I like that they talk about workflow, not just aesthetics. Cleaner backgrounds reduce iterative gradient work. Cleaner stars reduce corrective steps before sub stacking. Cleaner channel separation lets you stretch with a lighter touch. Even if the exact percentage varies for your setup, the direction of the effect makes sense if the filter is truly holding the background down while preserving emission throughput.
Who should care and who should pass
If you image from Bortle 7 plus skies and you are running fast optics, the Spectral Pro is aimed squarely at you. The report argues it is built to keep emission line signal strong at f2, reduce gradients, and avoid the star artifacts that show up with some filters under LED lighting.
If your favorite targets are dust rich regions where the subtle warm tones are the point, pay attention to that dust suppression caveat. Also, any vendor authored report deserves a cautious read.
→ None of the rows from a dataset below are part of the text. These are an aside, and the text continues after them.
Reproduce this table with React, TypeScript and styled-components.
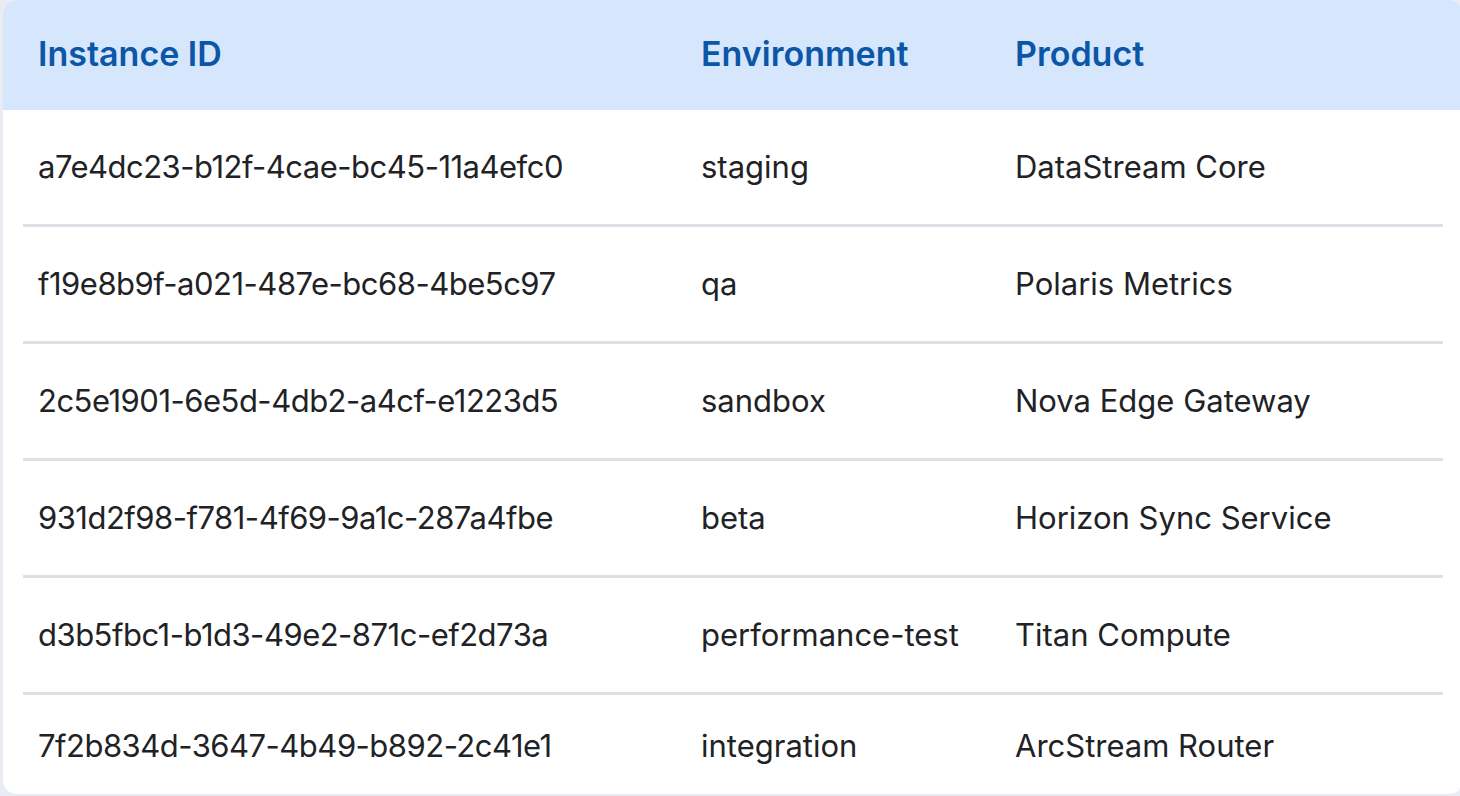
import React from "react";
import styled, { createGlobalStyle } from "styled-components";

const Global = createGlobalStyle`
  html, body { margin: 0; padding: 0; background: #e9edf3; overflow: hidden; }
  body { font-family: Inter, "Noto Sans", sans-serif; }
`;

const Card = styled.div`
  margin-left: 3px;
  width: 1460px;
  height: 794px;
  background: #ffffff;
  border-radius: 14px;
  overflow: hidden;
`;

const Header = styled.div`
  display: grid;
  grid-template-columns: 663px 314px 1fr;
  align-items: center;
  height: 110px;
  padding: 0 35px 4px;
  box-sizing: border-box;
  background: #d5e6fd;
`;

const HeadCell = styled.div`
  font-size: 34px;
  font-weight: 600;
  color: #0b56a6;
  white-space: nowrap;
`;

const Body = styled.div`
  padding: 0 20px;
`;

const Row = styled.div<{ $last?: boolean }>`
  display: grid;
  grid-template-columns: 663px 314px 1fr;
  align-items: center;
  height: ${(p) => (p.$last ? "101px" : "114px")};
  padding: 0 15px;
  border-bottom: ${(p) => (p.$last ? "none" : "3px solid #dde0e6")};
  box-sizing: content-box;
`;

const Cell = styled.div<{ $id?: boolean }>`
  font-size: 31px;
  font-weight: 400;
  color: #212225;
  white-space: nowrap;
  letter-spacing: ${(p) => (p.$id ? "-0.5px" : "0")};
  margin-top: -1px;
`;

const rows = [
  ["a7e4dc23-b12f-4cae-bc45-11a4efc0", "staging", "DataStream Core"],
  ["f19e8b9f-a021-487e-bc68-4be5c97", "qa", "Polaris Metrics"],
  ["2c5e1901-6e5d-4db2-a4cf-e1223d5", "sandbox", "Nova Edge Gateway"],
  ["931d2f98-f781-4f69-9a1c-287a4fbe", "beta", "Horizon Sync Service"],
  ["d3b5fbc1-b1d3-49e2-871c-ef2d73a", "performance-test", "Titan Compute"],
  ["7f2b834d-3647-4b49-b892-2c41e1", "integration", "ArcStream Router"],
];

export default function App() {
  return (
    <>
      <Global />
      <Card>
        <Header>
          <HeadCell>Instance ID</HeadCell>
          <HeadCell>Environment</HeadCell>
          <HeadCell>Product</HeadCell>
        </Header>
        <Body>
          {rows.map((r, i) => (
            <Row key={r[0]} $last={i === rows.length - 1}>
              <Cell $id>{r[0]}</Cell>
              <Cell>{r[1]}</Cell>
              <Cell>{r[2]}</Cell>
            </Row>
          ))}
        </Body>
      </Card>
    </>
  );
}
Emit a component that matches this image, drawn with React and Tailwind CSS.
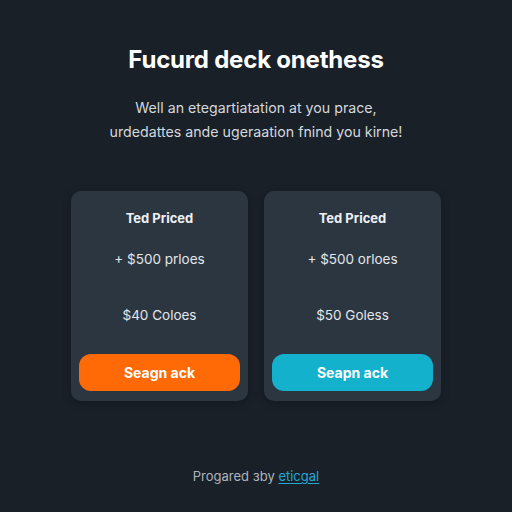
import React from 'react';

const plans = [
    { title: 'Ted Priced', line: '+ $500 prloes', price: '$40 Coloes', cta: 'Seagn ack', btn: 'bg-[#ff6a06]' },
    { title: 'Ted Priced', line: '+ $500 orloes', price: '$50 Goless', cta: 'Seapn ack', btn: 'bg-[#14b1cd]' },
];

const PlanCard = ({ plan }) => (
    <div className="w-[177px] h-[210px] rounded-[10px] bg-[#2c3641] flex flex-col items-center px-2 pb-[10px] shadow-[0_2px_8px_rgba(0,0,0,0.25)]">
        <div className="mt-[18px] text-[13px] font-bold text-[#eef1f4] leading-[18px]">{plan.title}</div>
        <div className="mt-[23px] text-[13.5px] text-[#e3e7eb] leading-[18px]">{plan.line}</div>
        <div className="mt-[38px] text-[13.5px] text-[#e3e7eb] leading-[18px]">{plan.price}</div>
        <button className={`mt-auto w-full h-[37px] rounded-[12px] ${plan.btn} text-white text-[14px] font-bold`}>
            {plan.cta}
        </button>
    </div>
);

export default function App() {
    return (
        <div className="w-[512px] h-[512px] bg-[#1a2028] flex flex-col items-center font-['Inter',sans-serif]">
            <h1 className="mt-[44px] text-[24px] font-bold text-white leading-[32px] tracking-[-0.2px]">Fucurd deck onethess</h1>
            <p className="mt-[20px] text-[14.2px] text-[#d4d9de] text-center leading-[24px]">
                Well an etegartiatation at you prace,<br />
                urdedattes ande ugeraation fnind you kirne!
            </p>
            <div className="mt-[47px] flex gap-4">
                {plans.map((p, i) => <PlanCard key={i} plan={p} />)}
            </div>
            <div className="mt-[66px] text-[13px] text-[#aeb5bc]">
                Progared ɜby <span className="text-[#1fa9d6] underline underline-offset-2">eticgal</span>
            </div>
        </div>
    );
}
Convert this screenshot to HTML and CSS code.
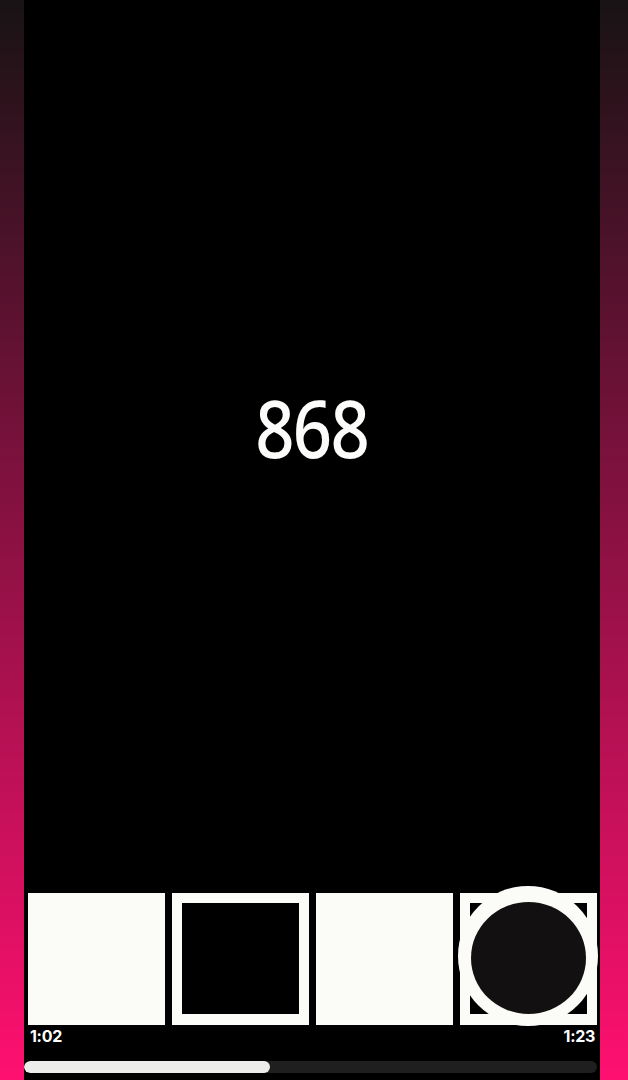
FILE: index.html
```html
<!DOCTYPE html>
<html lang="en">
<head>
<meta charset="utf-8">
<title>868</title>
<link rel="stylesheet" href="styles.css">
</head>
<body>
<div class="app">
  <main class="screen">
    <section class="stage">
      <div class="count">868</div>
    </section>
    <section class="strip">
      <div class="thumb thumb-white"></div>
      <div class="thumb thumb-frame"><div class="inner"></div></div>
      <div class="thumb thumb-white"></div>
      <div class="thumb thumb-frame thumb-last">
        <div class="inner"></div>
        <div class="ring"></div>
        <div class="dot"></div>
      </div>
    </section>
    <div class="times">
      <span>1:02</span>
      <span>1:23</span>
    </div>
    <div class="progress">
      <div class="fill" style="width: 246px"></div>
    </div>
  </main>
</div>
</body>
</html>
```
FILE: styles.css
```css
html, body {
  margin: 0;
  padding: 0;
}
body {
  width: 628px;
  height: 1080px;
  overflow: hidden;
  background: linear-gradient(to bottom, #181314 0%, #8c1143 50%, #ff1070 100%);
  font-family: "Noto Sans", "DejaVu Sans", sans-serif;
}
.app {
  display: flex;
  height: 1080px;
  padding: 0 28px 0 24px;
}
.screen {
  flex: 1;
  background: #000;
  display: flex;
  flex-direction: column;
}
.stage {
  height: 858px;
  display: flex;
  align-items: center;
  justify-content: center;
  margin-bottom: 35px;
}
.count {
  color: #fcfcfa;
  font-size: 80px;
  font-weight: 500;
  letter-spacing: -2px;
  line-height: 1;
  margin-top: -4px;
  transform: scaleX(0.86);
}
.strip {
  display: flex;
  gap: 7px;
  padding: 0 3px 0 4px;
  height: 132px;
}
.thumb {
  width: 137px;
  height: 132px;
  flex: none;
  background: #fbfcf8;
  box-sizing: border-box;
}
.thumb-frame {
  padding: 10px 10px 11px 10px;
  position: relative;
}
.thumb-frame .inner {
  width: 100%;
  height: 100%;
  background: #000;
}
.thumb-last .ring {
  position: absolute;
  left: -2px;
  top: -7px;
  width: 140px;
  height: 140px;
  border-radius: 50%;
  background: #fbfcf8;
}
.thumb-last .dot {
  position: absolute;
  left: 11px;
  top: 9px;
  width: 115px;
  height: 112px;
  border-radius: 50%;
  background: #131011;
}
.times {
  display: flex;
  justify-content: space-between;
  padding: 0 5px 0 6px;
  margin-top: 2px;
  color: #fff;
  font-family: "Inter", "Noto Sans", sans-serif;
  font-weight: 700;
  font-size: 16px;
  line-height: 18px;
  letter-spacing: -0.3px;
}
.progress {
  margin-top: 16px;
  width: 573px;
  height: 12px;
  border-radius: 6px;
  background: #1f1f1f;
  overflow: hidden;
}
.fill {
  height: 100%;
  border-radius: 6px;
  background: #ececea;
}
```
I do appreciate that they included disclosure and focused on measurable behaviors like exposure limits, histograms, gradients, and star profiles rather than making it a beauty contest.
Practical takeaways I would use in the field
If you are considering this filter, think in terms of problems you are trying to solve.
If your unfiltered subs clip the background in a few seconds, a filter that lets you extend exposures without clipping emission channels can be a real efficiency gain.
If you spend more time fixing gradients than refining detail, background suppression at capture is worth more than any post processing trick.
If you have a fast system and you have been disappointed by filters that look good on paper, the f2 stability claims are the part to scrutinize, ideally with independent user data.
And if you hate halos, you should look for real examples with bright stars in frame, because that is where filters get exposed.
That is the lens I would use to read the Spectral Pro claims. Not as a promise of perfect images, but as a tool intended to make suburban emission imaging more efficient and more predictable.